Fielding questions from the floor about e-commerce, she also pointed out that the market in the Middle East is not at all saturated.

Following Ms Ataya's presentation, the important business of networking commenced.

A quick survey revealed the diversity of business present and the objectives of coming to such an event.

For Alison Schofield, the co-founder of IngeniousEd, which puts together education programmes, the main benefit of these events is learning from others.

"You have to network if you are going to be a business entrepreneur, especially in Dubai because it's not easy to find information," said Ms Schofield.

"Most people [here] tend to learn things through others. I am from Canada and [there] we have a system for everything. If you want to go start a business, you go the commerce centre or wherever and they tell you about all the groups.
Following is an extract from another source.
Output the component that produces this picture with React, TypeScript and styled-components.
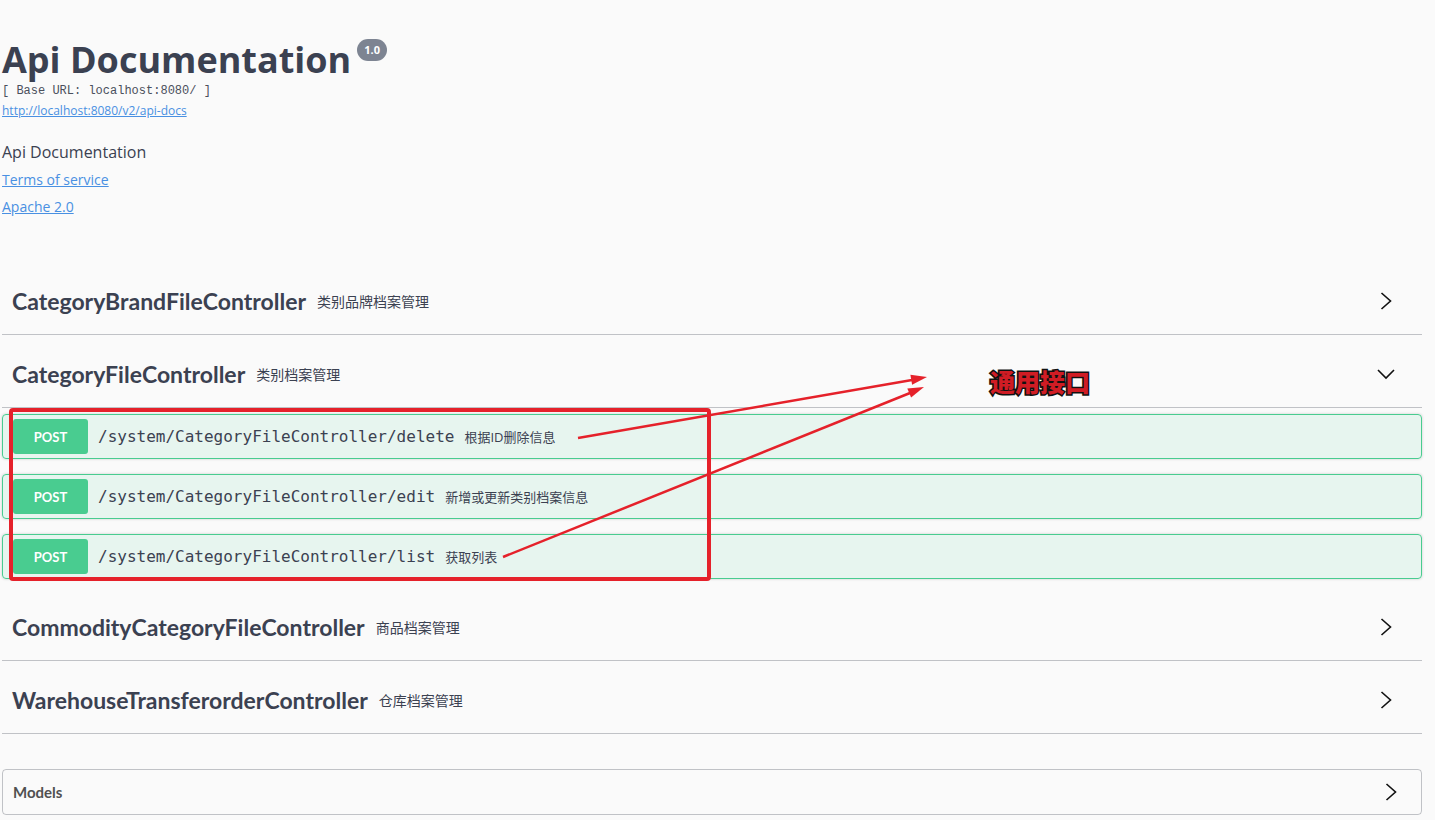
import React from "react";
import styled, { createGlobalStyle } from "styled-components";

const GlobalStyle = createGlobalStyle`
  html, body {
    margin: 0;
    padding: 0;
    background: #fafafa;
  }
  body {
    font-family: "Open Sans", "Noto Sans CJK SC", sans-serif;
    color: #3b4151;
  }
`;

const Shell = styled.div`
  position: relative;
  width: 1435px;
  min-height: 820px;
  overflow: hidden;
`;

const Page = styled.div`
  padding: 0 13px 0 2px;
`;

const Info = styled.div`
  padding-top: 38px;
  display: flex;
  flex-direction: column;
  align-items: flex-start;
`;

const TitleRow = styled.div`
  display: flex;
  align-items: flex-start;
  height: 44px;
`;

const Title = styled.h2`
  margin: 0;
  font-family: "Open Sans", sans-serif;
  font-weight: 700;
  font-size: 36px;
  line-height: 44px;
  color: #3b4151;
`;

const Version = styled.span`
  margin: 1px 0 0 6px;
  padding: 4px 7px;
  border-radius: 57px;
  background: #7d8492;
  color: #fff;
  font-family: "Open Sans", sans-serif;
  font-weight: 700;
  font-size: 11px;
  line-height: 14px;
`;

const BaseUrl = styled.pre`
  margin: 2px 0 0;
  font-family: "Liberation Mono", monospace;
  font-size: 12px;
  line-height: 14px;
  color: #4a4f5c;
`;

const Link = styled.a<{ $size: number; $top: number }>`
  margin-top: ${(p) => p.$top}px;
  font-family: "Open Sans", sans-serif;
  font-size: ${(p) => p.$size}px;
  line-height: ${(p) => (p.$size === 12 ? 16 : 20)}px;
  color: #4990e2;
  text-decoration: underline;
`;

const Description = styled.p`
  margin: 22px 0 0;
  font-size: 16px;
  line-height: 22px;
  color: #3b4151;
`;

const Tags = styled.div`
  margin-top: 51px;
`;

const TagSection = styled.section`
  margin-bottom: 6px;
`;

const TagHeader = styled.div`
  height: 66px;
  display: flex;
  align-items: center;
  padding: 0 26px 0 10px;
  border-bottom: 1px solid rgba(59, 65, 81, 0.3);
`;

const TagName = styled.span`
  font-family: "Lato", sans-serif;
  font-weight: 700;
  font-size: 23px;
  color: #3b4151;
`;

const TagDesc = styled.small`
  margin-left: 11px;
  font-family: "Open Sans", "Noto Sans CJK SC", sans-serif;
  font-size: 14px;
  color: #3b4151;
  flex: 1;
`;

const Chevron = styled.svg`
  width: 20px;
  height: 20px;
  flex: none;
`;

const Ops = styled.div`
  padding-top: 6px;
`;

const Op = styled.div`
  display: flex;
  align-items: center;
  margin-bottom: 15px;
  padding: 4px 5px 4px 10px;
  border: 1px solid #49cc90;
  border-radius: 4px;
  background: rgba(73, 204, 144, 0.1);
  box-shadow: 0 0 3px rgba(0, 0, 0, 0.19);
`;

const Method = styled.span`
  width: 75px;
  height: 35px;
  display: flex;
  align-items: center;
  justify-content: center;
  border-radius: 3px;
  background: #49cc90;
  color: #fff;
  font-family: "Lato", sans-serif;
  font-weight: 700;
  font-size: 13px;
`;

const Path = styled.span`
  margin-left: 10px;
  font-family: "DejaVu Sans Mono", monospace;
  font-size: 16px;
  color: #3b4151;
`;

const OpDesc = styled.span`
  margin-left: 10px;
  font-family: "Open Sans", "Noto Sans CJK SC", sans-serif;
  font-size: 13px;
  color: #3b4151;
`;

const Models = styled.section`
  margin-top: 35px;
  height: 46px;
  box-sizing: border-box;
  display: flex;
  align-items: center;
  justify-content: space-between;
  padding: 0 20px 0 10px;
  border: 1px solid rgba(59, 65, 81, 0.3);
  border-radius: 4px;
`;

const ModelsTitle = styled.span`
  font-family: "Lato", sans-serif;
  font-weight: 700;
  font-size: 15px;
  color: #505050;
`;

const Overlay = styled.svg`
  position: absolute;
  left: 0;
  top: 0;
  width: 1435px;
  height: 820px;
  pointer-events: none;
`;

const RightArrow = () => (
  <Chevron viewBox="0 0 20 20">
    <path d="M5.5 2 L14.5 10 L5.5 18" fill="none" stroke="#111" strokeWidth="1.6" />
  </Chevron>
);

const DownArrow = () => (
  <Chevron viewBox="0 0 20 20">
    <path d="M2 6 L10 14 L18 6" fill="none" stroke="#111" strokeWidth="1.6" />
  </Chevron>
);

type Operation = { path: string; desc: string };

const tags: { name: string; desc: string; open?: boolean; ops?: Operation[] }[] = [
  { name: "CategoryBrandFileController", desc: "类别品牌档案管理" },
  {
    name: "CategoryFileController",
    desc: "类别档案管理",
    open: true,
    ops: [
      { path: "/system/CategoryFileController/delete", desc: "根据ID删除信息" },
      { path: "/system/CategoryFileController/edit", desc: "新增或更新类别档案信息" },
      { path: "/system/CategoryFileController/list", desc: "获取列表" },
    ],
  },
  { name: "CommodityCategoryFileController", desc: "商品档案管理" },
  { name: "WarehouseTransferorderController", desc: "仓库档案管理" },
];

const red = "#e5212a";

export default function App() {
  return (
    <Shell>
      <GlobalStyle />
      <Page>
        <Info>
          <TitleRow>
            <Title>Api Documentation</Title>
            <Version>1.0</Version>
          </TitleRow>
          <BaseUrl>[ Base URL: localhost:8080/ ]</BaseUrl>
          <Link $size={12} $top={5} href="#">
            http://localhost:8080/v2/api-docs
          </Link>
          <Description>Api Documentation</Description>
          <Link $size={14} $top={7} href="#">
            Terms of service
          </Link>
          <Link $size={14} $top={7} href="#">
            Apache 2.0
          </Link>
        </Info>
        <Tags>
          {tags.map((t) => (
            <TagSection key={t.name}>
              <TagHeader>
                <TagName>{t.name}</TagName>
                <TagDesc>{t.desc}</TagDesc>
                {t.open ? <DownArrow /> : <RightArrow />}
              </TagHeader>
              {t.open && t.ops && (
                <Ops>
                  {t.ops.map((o) => (
                    <Op key={o.path}>
                      <Method>POST</Method>
                      <Path>{o.path}</Path>
                      <OpDesc>{o.desc}</OpDesc>
                    </Op>
                  ))}
                </Ops>
              )}
            </TagSection>
          ))}
        </Tags>
        <Models>
          <ModelsTitle>Models</ModelsTitle>
          <RightArrow />
        </Models>
      </Page>
      <Overlay viewBox="0 0 1435 820">
        <rect x="11" y="410" width="698" height="169" rx="2" fill="none" stroke={red} strokeWidth="4" />
        <line x1="578" y1="438" x2="912" y2="380" stroke={red} strokeWidth="2.5" />
        <polygon points="927,377 912.1,384.7 910.4,374.8" fill={red} />
        <line x1="503" y1="557" x2="910" y2="393" stroke={red} strokeWidth="2.5" />
        <polygon points="924,387 911.1,397.6 907.3,388.4" fill={red} />
        <text
          x="990"
          y="392"
          fontFamily='"Noto Sans CJK SC", sans-serif'
          fontWeight="900"
          fontSize="25"
          fill="#d01c24"
          stroke="#111"
          strokeWidth="3"
          paintOrder="stroke"
        >
          通用接口
        </text>
      </Overlay>
    </Shell>
  );
}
There is no such thing here, so you have to network."

Vida Rizq, the principal founder of Aflamnah, a crowdfunding company that focuses on the creative industries in the Arab world, uses such events to find new projects.

"We spend a lot of time going to networking events and maybe 20, 30 per cent of the projects on the [Aflamnah] site have come through networking," she said. "We feel like we are getting the word out one person at a time. And face-to-face contact is really important with the concept of crowdfunding. [You meet people and think] OK I like this person, I can trust them, we can have a second conversation."